2 Mar 2014

ACT's '3 strikes' plan divides opinion

12:53 pm on 2 March 2014

The ACT party's proposal to extend three strikes and you're out sentencing to include burglary has divided law and order groups.

The Sensible Sentencing Trust supports it saying the courts are treating the crime too lightly.

Jamie Whyte.

Jamie Whyte. Photo: RNZ

The three strikes law now applies to 40 serious violent offences, for which offenders convicted for a third time automatically receive the maximum sentence, with parole only in exceptional circumstances.

ACT says burglaries are a very personal invasion of property and there needs to be a greater deterrent to the crime.

Chief executive of the Sensible Sentencing Trust Garth McVicar says judges are giving only about a tenth of the sentence that's available to them for burglary.

He says extending the 3 strikes law will give judges mandatory guidelines when sentencing burglars.

But law and order lobby group Rethinking Crime and Punishment, says a survey by the Justice Ministry last year showed only five percent of respondents agreed that prisons deterred people from committing crime.

Spokesperson Kim Workman says the plan by ACT's new leader Jamie Whyte would achieve nothing.

Mr Workman says it is flawed because it does not take into account that some young people sometimes go through a stage of offending, including burglary, which then stops.

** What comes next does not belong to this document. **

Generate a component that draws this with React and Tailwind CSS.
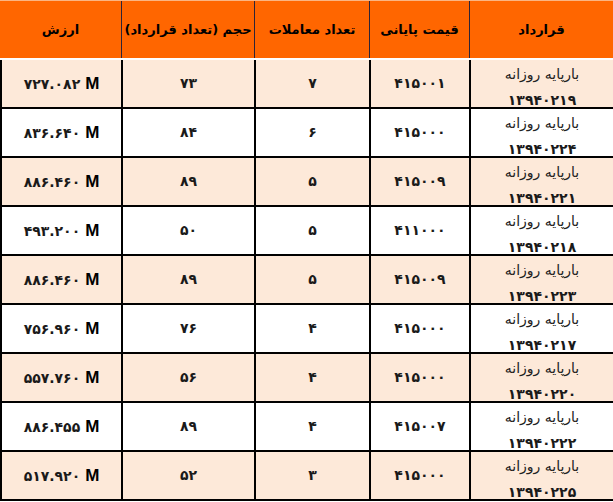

He questions how sending them to prison would work as a deterrent given circumstances are often very different for many young offenders.

RMA repeal plan

The ACT party also says it wants to repeal the Resource Management Act.

Dr Whyte told supporters at their annual on meeting in Auckland on Saturday that if elected ACT would try to scrap the law which he says infringes on New Zealander's ability to use their property.

He says there may be a need for the environmental protections in the law, but they shouldn't violate property rights.

But the Greens' resource management spokesperson Eugenie Sage says the suggestion shows ACT shouldn't be allowed to have control of the economy.

She says the party does not understand the connection between a healthy environment and a strong economy.

Ms Sage says the tourism sector in particular is dependent on a protected and healthy environment.